Athena / Presto Vs Spark 

Presto and Spark have a lot of overlap but there are a few key differences. They can both run queries over very large datasets, both are pretty fast and both use clusters of machines. However Presto is more limited in the types of operations you can do as it’s more similar in use to a SQL database, but you use files on disk vs inserting into an indexed database. Spark is much more general purpose and can be used for queries, but also things like ETL and machine learning.

The key difference for us is the way the solutions handle shuffling. Presto is designed for low latency and uses a massively parallel processing (MPP) approach which is fast but requires everything to happen at once and in memory. It’s all or nothing, if you run out of memory, then “Query exhausted resources at this scale factor”. Spark is designed for scalability and follows a map-reduce design [1]. The job is split and processed in chunks, which are generally processed in batches. If you double the workload without changing the resource, it should take twice as long instead of failing [2].

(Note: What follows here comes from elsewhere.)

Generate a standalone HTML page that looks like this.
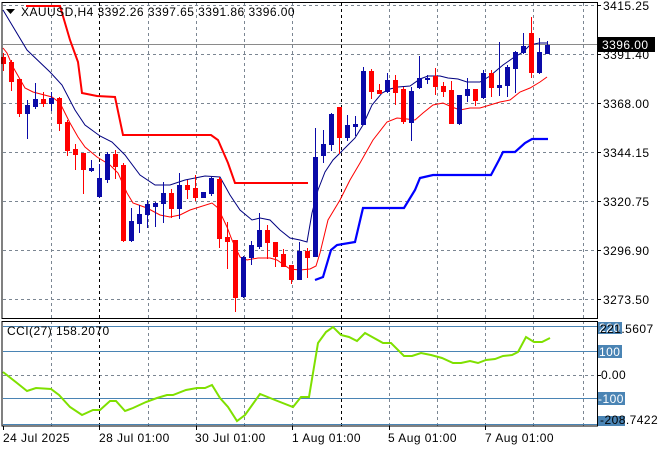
<!DOCTYPE html>
<html><head><meta charset="utf-8"><style>
html,body{margin:0;padding:0;background:#fff;width:660px;height:450px;overflow:hidden}
svg{display:block;font-family:"Liberation Sans","DejaVu Sans",sans-serif;font-size:12px;letter-spacing:0.45px}
</style></head><body>
<svg id="s" width="660" height="450" viewBox="0 0 660 450" xmlns="http://www.w3.org/2000/svg">
<rect width="660" height="450" fill="#fff"/>
<g stroke="#7b8692" stroke-width="1" stroke-dasharray="3,3" fill="none">
<path d="M3 5.5H597M3 54.5H597M3 103.5H597M3 152.5H597M3 201.5H597M3 250.5H597M3 299.5H597M3 375.5H597"/>
<path d="M51.5 3V318M148.5 3V318M196.5 3V318M244.5 3V318M292.5 3V318M389.5 3V318M437.5 3V318M485.5 3V318M533.5 3V318M583.5 3V318"/>
<path d="M51.5 321V426M148.5 321V426M196.5 321V426M244.5 321V426M292.5 321V426M389.5 321V426M437.5 321V426M485.5 321V426M533.5 321V426M583.5 321V426"/>
</g>
<g stroke="#000" stroke-dasharray="3,3"><path d="M99.5 3V318M341.5 3V318M99.5 321V426M341.5 321V426"/></g>
<path d="M3 44.5H597" stroke="#8a8a8a"/>
<path d="M26 6L60 6L70 40L78 62L82 93L97 96L115 97L123 135L211 135L218 140L228 163L235 183L308 183" stroke="#ff0000" stroke-width="2" fill="none"/>
<path d="M315 280L323 277L331 250L337 245L355 242L363 208L404 208L415 190L420 178L433 175L491 175L499 160L503 152L515 152L525 143L532 139L548 139" stroke="#0000ff" stroke-width="2.2" fill="none"/>
<path d="M3 10L27 50L50 72L62 85L75 110L85 125L100 136L112 142L125 155L140 175L155 185L170 185L185 180L205 176L220 177L230 195L240 210L252 220L260 218L270 220L280 230L290 238L300 240L307 242L312 213L318 190L325 172L333 160L340 153L355 138L363 125L372 105L382 93L390 89L398 87L410 86L420 79L428 76L440 76L448 78L458 79L467 82L480 82L490 76L497 70L503 65L513 58L523 52L530 45L539 43L548 43" stroke="#000080" fill="none"/>
<path d="M3 48L7 53L13 67L25 88L33 92L52 97L60 103L70 123L78 137L85 147L97 157L110 165L118 173L127 193L133 203L147 208L160 215L170 217L180 215L190 210L212 203L218 208L227 227L232 240L240 257L247 260L258 258L270 258L277 260L290 269L300 270L310 269L316 266L320 253L328 220L340 200L350 180L360 163L373 140L387 122L397 118L407 119L415 120L423 113L433 105L443 103L452 107L460 110L470 108L480 108L490 105L500 102L510 100L520 92L530 88L540 82L547 77" stroke="#ff0000" fill="none"/>
<g id="c"></g>
<rect x="2" y="2.5" width="595.5" height="316" fill="none" stroke="#000"/>
<rect x="2" y="321.5" width="595.5" height="104.5" fill="none" stroke="#000"/>
<g stroke="#4a84b4"><path d="M3 326.5H597M3 351.5H597M3 398.5H597M3 424.5H597"/></g>
<path d="M3 372L17 383L27 391L36 388L51 389L59 395L70 407L82 415L93 410L100 410L110 401L116 401L125 411L133 408L146 402L157 398L167 395L173 395L186 390L197 388L205 388L212 385L220 398L228 407L237 421L245 415L260 394L275 400L293 407L301 397L309 397L318 343L326 332L333 327L341 335L349 337L357 341L365 333L374 338L383 343L391 343L404 356L412 356L421 353L431 355L442 358L453 363L461 363L470 361L478 363L486 360L495 359L503 356L512 355L518 352L526 337L534 342L542 342L550 338" stroke="#7fe000" stroke-width="2" fill="none"/>
<g stroke="#000"><path d="M597 5.5H601M597 54.5H601M597 103.5H601M597 152.5H601M597 201.5H601M597 250.5H601M597 299.5H601M597 375.5H601"/>
<path d="M99.5 426V430M196.5 426V430M292.5 426V430M389.5 426V430M485.5 426V430M3.5 426V430"/></g>
<g fill="#000">
<text x="603" y="10">3415.25</text>
<text x="603" y="59">3391.40</text>
<text x="603" y="108">3368.00</text>
<text x="603" y="157">3344.15</text>
<text x="603" y="206">3320.75</text>
<text x="603" y="255">3296.90</text>
<text x="603" y="304">3273.50</text>
</g>
<rect x="598" y="37" width="57" height="15" fill="#000"/>
<text x="602" y="49" fill="#fff">3396.00</text>
<rect x="598" y="322" width="24" height="12" fill="#4a84b4"/>
<text x="599" y="332" fill="#fff">220</text>
<text x="600" y="333" fill="#000">221.5607</text>
<rect x="598" y="345" width="24" height="13" fill="#4a84b4"/>
<text x="599" y="356" fill="#fff">100</text>
<text x="601" y="379" fill="#000">0.00</text>
<rect x="598" y="392" width="27" height="13" fill="#4a84b4"/>
<text x="598" y="403" fill="#fff">-100</text>
<rect x="598" y="416" width="27" height="10" fill="#4a84b4"/>
<text x="600" y="424" fill="#000">-208.7422</text>
<text x="21" y="16" fill="#000">XAUUSD,H4  3392.26 3397.65 3391.86 3396.00</text>
<path d="M6 9H15L10.5 14Z" fill="#000"/>
<text x="7" y="335" fill="#000">CCI(27) 158.2070</text>
<g fill="#000">
<text x="3" y="442">24 Jul 2025</text>
<text x="99" y="442">28 Jul 01:00</text>
<text x="195" y="442">30 Jul 01:00</text>
<text x="292" y="442">1 Aug 01:00</text>
<text x="388" y="442">5 Aug 01:00</text>
<text x="485" y="442">7 Aug 01:00</text>
</g>
</svg>
<script>
var d=[["r",57,63,53,70],["r",62,81,60,90],["r",79,113,79,116],["b",105,113,100,138],["b",99,106,83,108],["r",99,103,92,106],["b",98,103,92,110],["r",98,123,97,130],["r",122,150,120,155],["r",149,154,144,169],["r",153,169,153,193],["b",168,170,160,171],["b",178,196,164,197],["b",154,179,152,182],["r",154,166,150,178],["r",165,240,163,241],["b",221,240,208,241],["b",214,223,205,232],["b",204,214,200,227],["b",203,206,202,226],["b",193,203,182,222],["r",193,208,189,217],["b",185,208,173,218],["r",185,189,180,198],["r",188,197,175,200],["b",192,197,192,197],["b",178,193,177,195],["r",179,238,177,247],["r",237,241,222,268],["r",240,297,240,311],["b",257,296,256,297],["b",245,257,241,264],["b",230,246,213,248],["r",230,242,225,258],["r",242,256,242,266],["r",254,266,249,266],["r",265,279,265,283],["b",251,279,242,279],["r",251,257,248,277],["b",157,256,128,256],["b",144,155,130,162],["b",114,144,113,150],["r",107,137,107,153],["b",125,137,115,140],["b",124,126,116,135],["b",71,124,67,124],["r",71,91,69,98],["r",90,93,84,93],["b",80,91,73,92],["r",80,92,75,104],["r",89,121,87,123],["b",91,122,87,140],["b",78,87,56,88],["b",78,79,75,83],["r",76,86,68,94],["r",86,91,82,96],["r",90,123,81,123],["b",95,123,95,124],["b",89,95,78,101],["r",89,100,89,105],["b",73,97,70,98],["r",73,87,70,96],["b",85,87,42,95],["b",67,85,65,96],["b",52,68,51,92],["b",46,52,33,53],["r",33,72,17,77],["b",52,72,38,73],["b",45,53,41,53]];
var s="";for(var k=0;k<d.length;k++){var c=d[k],x=3+8*k,col=c[0]=="r"?"#ff0000":"#0a0aa8";
s+='<rect x="'+x+'" y="'+c[3]+'" width="1" height="'+(c[4]-c[3]+1)+'" fill="'+col+'"/>';
s+='<rect x="'+(x-2)+'" y="'+c[1]+'" width="5" height="'+Math.max(2,c[2]-c[1]+1)+'" fill="'+col+'"/>';}
document.getElementById("c").innerHTML=s;
</script>
</body></html>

Spark is not millisecond fast but that wasn’t a requirement, queries can take minutes, they just need to not fail, and not be expensive. The solution we designed uses a small always on spark cluster (a total of 16 cores and 120GB memory) that processes queries throughout the day. At the same cost point as Athena, queries are running much faster and we have had no failures due to volume. We can increase the size of the cluster to increase query speed and add more clusters to increase parallelism. Scaling both ways requires just ~2-3 minutes using Databricks allowing us to react very quickly and in different ways.

Conclusion

Managed services are great for getting things up and working fast, and saving you time and money in maintaining the system. But there is a huge difference between a service like Athena which gives you no ability to scale yourself, and RDS / EMR / RedShift which allows you to pay to have more resources at any time. Don’t hold yourself hostage, ensure you can control your scale. When the fires are burning, having a lever you can pull is essential.


Resources

[1] https://databricks.com/session_na20/presto-on-apache-spark-a-tale-of-two-computation-engines

[2] This is generally true but there are many exceptions. The most notable we have found is if doing large aggregations that aren’t sumable. E.g. if you do a collect_set or collect_list operation in a group by. If you exceed memory here you will spill to disk and it can cause significant slowdowns.